=== Records for this exercise ===

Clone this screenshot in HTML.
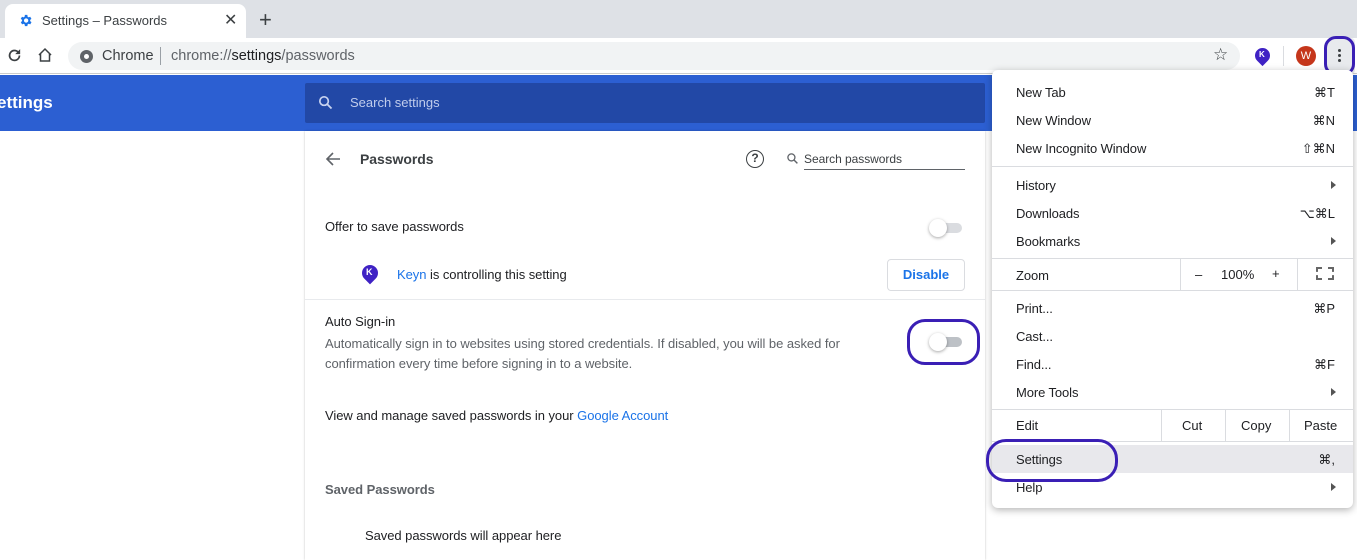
<!DOCTYPE html>
<html><head><meta charset="utf-8"><style>
*{margin:0;padding:0;box-sizing:border-box}
body{width:1357px;height:560px;overflow:hidden;position:relative;font-family:"Liberation Sans",sans-serif;background:#fff;color:#202124;font-size:13px}
.a{position:absolute;white-space:nowrap}
.t{letter-spacing:-0.05px}
.mi{position:absolute;left:1016px;font-size:13px;color:#202124;letter-spacing:-0.1px}
.sc{position:absolute;right:22px;font-size:13px;color:#202124}
.arr{position:absolute;left:1331px;width:0;height:0;border-left:5px solid #555;border-top:4px solid transparent;border-bottom:4px solid transparent}
.hr{position:absolute;left:992px;width:361px;height:1px;background:#dadce0}
.vr{position:absolute;width:1px;background:#dadce0}
</style></head><body>
<!-- tab strip -->
<div class="a" style="left:0;top:0;width:1357px;height:38px;background:#dee1e6"></div>
<div class="a" style="left:5px;top:4px;width:241px;height:36px;background:#fff;border-radius:8px 8px 0 0"></div>
<svg class="a" style="left:18px;top:13px" width="15" height="15" viewBox="0 0 24 24"><path fill="#1a73e8" d="M19.4 13a7.5 7.5 0 0 0 0-2l2.1-1.6-2-3.5-2.5 1a7 7 0 0 0-1.7-1L15 3h-4l-.4 2.9a7 7 0 0 0-1.7 1l-2.5-1-2 3.5L6.6 11a7.5 7.5 0 0 0 0 2l-2.1 1.6 2 3.5 2.5-1a7 7 0 0 0 1.7 1L11 21h4l.4-2.9a7 7 0 0 0 1.7-1l2.5 1 2-3.5zM13 15.5a3.5 3.5 0 1 1 0-7 3.5 3.5 0 0 1 0 7z"/></svg>
<div class="a" style="left:42px;top:13px;font-size:13px;color:#3c4043">Settings – Passwords</div>
<div class="a" style="left:224px;top:10px;font-size:16px;color:#3c4043">✕</div>
<div class="a" style="left:259px;top:7px;font-size:22px;color:#3c4043">+</div>
<!-- toolbar -->
<div class="a" style="left:0;top:38px;width:1357px;height:36px;background:#fff;border-bottom:1px solid #ccc"></div>
<svg class="a" style="left:6px;top:47px" width="17" height="17" viewBox="0 0 24 24"><path fill="none" stroke="#3c4043" stroke-width="2.4" d="M19 12a7 7 0 1 1-2-5"/><path fill="#3c4043" d="M20 3v7h-7z"/></svg>
<svg class="a" style="left:36px;top:46px" width="18" height="18" viewBox="0 0 24 24"><path fill="none" stroke="#3c4043" stroke-width="2" d="M4 12l8-8 8 8M6 10v10h12V10"/></svg>
<div class="a" style="left:68px;top:42px;width:1172px;height:28px;background:#f1f3f4;border-radius:14px"></div>
<div class="a" style="left:80px;top:50px;width:13px;height:13px;border-radius:50%;background:#5f6368"></div>
<div class="a" style="left:84px;top:54px;width:5px;height:5px;border-radius:50%;background:#fff"></div>
<div class="a" style="left:102px;top:48px;font-size:14.5px;color:#3c4043">Chrome</div>
<div class="a" style="left:160px;top:47px;width:1px;height:18px;background:#9aa0a6"></div>
<div class="a" style="left:171px;top:48px;font-size:14.5px;color:#5f6368">chrome://<span style="color:#202124">settings</span>/passwords</div>
<div class="a" style="left:1213px;top:45px;font-size:17px;color:#3c4043">☆</div>
<div class="a" style="left:1255px;top:48px;width:15px;height:15px;border-radius:50% 50% 50% 0;transform:rotate(-45deg);background:#3f22c4"></div>
<div class="a" style="left:1259px;top:50px;font-size:8px;color:#fff;font-weight:bold">K</div>
<div class="a" style="left:1283px;top:46px;width:1px;height:20px;background:#dadce0"></div>
<div class="a" style="left:1296px;top:46px;width:20px;height:20px;border-radius:50%;background:#c5361b;color:#fff;font-size:11px;text-align:center;line-height:20px">W</div>
<div class="a" style="left:1327px;top:38px;width:28px;height:36px;background:#e8eaed;border-radius:4px"></div>
<div class="a" style="left:1324px;top:36px;width:31px;height:40px;border:3px solid #3a1fb5;border-radius:12px"></div>
<div class="a" style="left:1338px;top:49px;width:3px;height:3px;border-radius:50%;background:#3c4043;box-shadow:0 5px 0 #3c4043,0 10px 0 #3c4043"></div>
<!-- blue header -->
<div class="a" style="left:0;top:75px;width:1357px;height:56px;background:#2c5fd2"></div>
<div class="a" style="left:-3px;top:93px;font-size:17px;color:#fff;font-weight:bold">ettings</div>
<div class="a" style="left:305px;top:83px;width:680px;height:40px;background:#2248a6;border-radius:2px"></div>
<svg class="a" style="left:317px;top:94px" width="17" height="17" viewBox="0 0 24 24"><circle cx="10" cy="10" r="6" fill="none" stroke="#c8d3f0" stroke-width="2.4"/><path d="M14.5 14.5l6 6" stroke="#c8d3f0" stroke-width="2.6"/></svg>
<div class="a" style="left:350px;top:95px;font-size:13px;color:#c0ccec">Search settings</div>
<!-- content -->
<div class="a" style="left:0;top:131px;width:1357px;height:429px;background:#fff"></div>
<div class="a" style="left:305px;top:131px;width:680px;height:429px;background:#fff;box-shadow:0 0 2px rgba(0,0,0,.25)"></div>
<svg class="a" style="left:325px;top:151px" width="16" height="16" viewBox="0 0 16 16"><path d="M15 8H2M8 2L2 8l6 6" fill="none" stroke="#5f6368" stroke-width="1.6"/></svg>
<div class="a t" style="left:360px;top:151px;font-size:14px;font-weight:bold;color:#3c4043">Passwords</div>
<div class="a" style="left:746px;top:150px;width:18px;height:18px;border:1.6px solid #3c4043;border-radius:50%;font-size:12px;text-align:center;line-height:15px;font-weight:bold;color:#3c4043">?</div>
<svg class="a" style="left:786px;top:152px" width="13" height="13" viewBox="0 0 24 24"><circle cx="10" cy="10" r="6.5" fill="none" stroke="#5f6368" stroke-width="2.4"/><path d="M15 15l6 6" stroke="#5f6368" stroke-width="2.6"/></svg>
<div class="a t" style="left:804px;top:152px;font-size:12px;color:#3c4043">Search passwords</div>
<div class="a" style="left:804px;top:169px;width:161px;height:1px;background:#5f6368"></div>
<div class="a t" style="left:325px;top:219px">Offer to save passwords</div>
<div class="a" style="left:932px;top:223px;width:30px;height:10px;border-radius:5px;background:#dadce0"></div>
<div class="a" style="left:929px;top:219px;width:18px;height:18px;border-radius:50%;background:#fff;box-shadow:0 1px 3px rgba(0,0,0,.35)"></div>
<div class="a" style="left:362px;top:265px;width:16px;height:16px;border-radius:50% 50% 50% 0;transform:rotate(-45deg);background:#3f22c4"></div>
<div class="a" style="left:366px;top:267px;font-size:9px;color:#fff;font-weight:bold">K</div>
<div class="a t" style="left:397px;top:267px"><span style="color:#1a73e8">Keyn</span> is controlling this setting</div>
<div class="a" style="left:887px;top:259px;width:78px;height:32px;border:1px solid #dadce0;border-radius:4px;color:#1a73e8;font-weight:bold;text-align:center;line-height:30px;font-size:13px">Disable</div>
<div class="a" style="left:305px;top:299px;width:680px;height:1px;background:#e8eaed"></div>
<div class="a t" style="left:325px;top:314px">Auto Sign-in</div>
<div class="a t" style="left:325px;top:334px;color:#5f6368;line-height:20px">Automatically sign in to websites using stored credentials. If disabled, you will be asked for<br>confirmation every time before signing in to a website.</div>
<div class="a" style="left:932px;top:337px;width:30px;height:10px;border-radius:5px;background:#bdc1c6"></div>
<div class="a" style="left:929px;top:333px;width:18px;height:18px;border-radius:50%;background:#fff;box-shadow:0 1px 3px rgba(0,0,0,.35)"></div>
<div class="a" style="left:907px;top:319px;width:73px;height:46px;border:3px solid #3a1fb5;border-radius:18px"></div>
<div class="a t" style="left:325px;top:408px">View and manage saved passwords in your <span style="color:#1a73e8">Google Account</span></div>
<div class="a t" style="left:325px;top:482px;font-weight:bold;color:#5f6368">Saved Passwords</div>
<div class="a t" style="left:365px;top:528px">Saved passwords will appear here</div>
<!-- menu -->
<div class="a" style="left:992px;top:70px;width:361px;height:438px;background:#fff;border-radius:6px;box-shadow:0 2px 8px rgba(0,0,0,.3)"></div>
<div class="mi" style="top:85px">New Tab</div><div class="sc" style="top:85px">⌘T</div>
<div class="mi" style="top:113px">New Window</div><div class="sc" style="top:113px">⌘N</div>
<div class="mi" style="top:141px">New Incognito Window</div><div class="sc" style="top:141px">⇧⌘N</div>
<div class="hr" style="top:166px"></div>
<div class="mi" style="top:178px">History</div><div class="arr" style="top:181px"></div>
<div class="mi" style="top:206px">Downloads</div><div class="sc" style="top:206px">⌥⌘L</div>
<div class="mi" style="top:234px">Bookmarks</div><div class="arr" style="top:237px"></div>
<div class="hr" style="top:258px"></div>
<div class="mi" style="top:268px">Zoom</div>
<div class="vr" style="left:1180px;top:258px;height:32px"></div>
<div class="a" style="left:1195px;top:267px;color:#202124">–</div>
<div class="a" style="left:1221px;top:267px;color:#202124">100%</div>
<div class="a" style="left:1272px;top:266px;color:#202124">+</div>
<div class="vr" style="left:1297px;top:258px;height:32px"></div>
<div class="a" style="left:1316px;top:267px;width:18px;height:13px;border:2px dashed #666"></div>
<div class="hr" style="top:290px"></div>
<div class="mi" style="top:301px">Print...</div><div class="sc" style="top:301px">⌘P</div>
<div class="mi" style="top:329px">Cast...</div>
<div class="mi" style="top:357px">Find...</div><div class="sc" style="top:357px">⌘F</div>
<div class="mi" style="top:385px">More Tools</div><div class="arr" style="top:388px"></div>
<div class="hr" style="top:409px"></div>
<div class="mi" style="top:418px">Edit</div>
<div class="vr" style="left:1161px;top:409px;height:32px"></div>
<div class="a" style="left:1182px;top:418px">Cut</div>
<div class="vr" style="left:1225px;top:409px;height:32px"></div>
<div class="a" style="left:1241px;top:418px">Copy</div>
<div class="vr" style="left:1289px;top:409px;height:32px"></div>
<div class="a" style="left:1304px;top:418px">Paste</div>
<div class="hr" style="top:441px"></div>
<div class="a" style="left:992px;top:445px;width:361px;height:28px;background:#e8e8ec"></div>
<div class="mi" style="top:452px">Settings</div><div class="sc" style="top:452px">⌘,</div>
<div class="mi" style="top:480px">Help</div><div class="arr" style="top:483px"></div>
<div class="a" style="left:986px;top:439px;width:132px;height:43px;border:3px solid #3a1fb5;border-radius:20px"></div>
</body></html>
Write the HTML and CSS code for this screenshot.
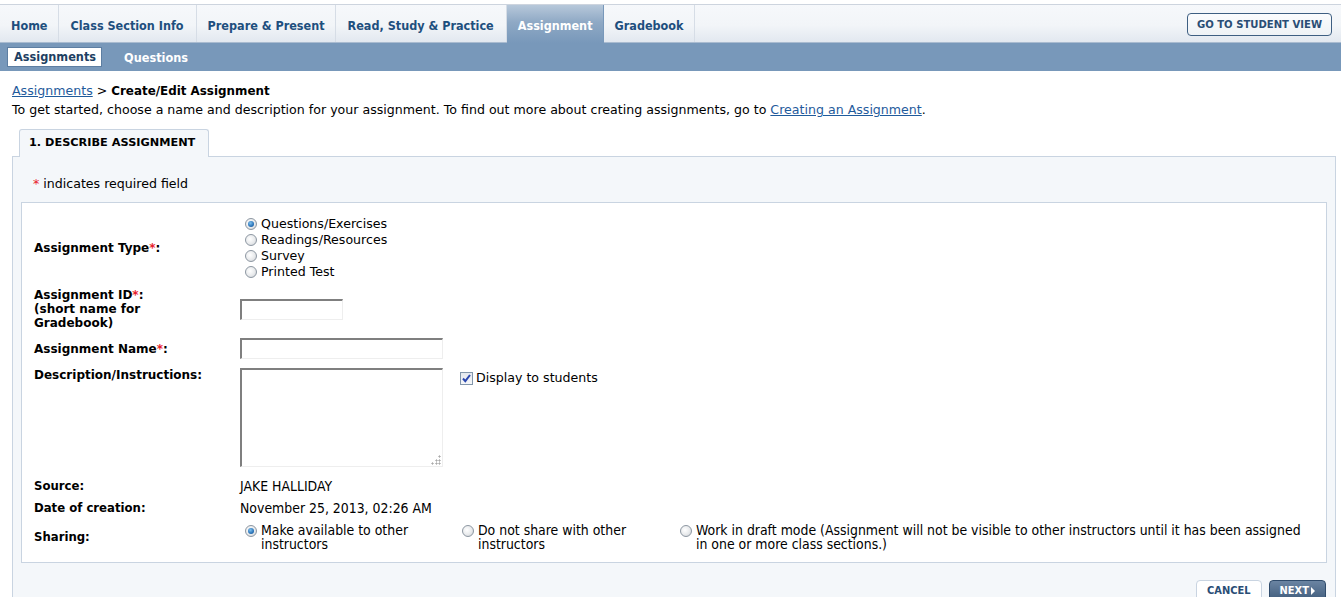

===

» **Request**
Collect the lines that hold "screenshot".

» **Task output**
Clone this screenshot in HTML.
Write the HTML and CSS code for this screenshot.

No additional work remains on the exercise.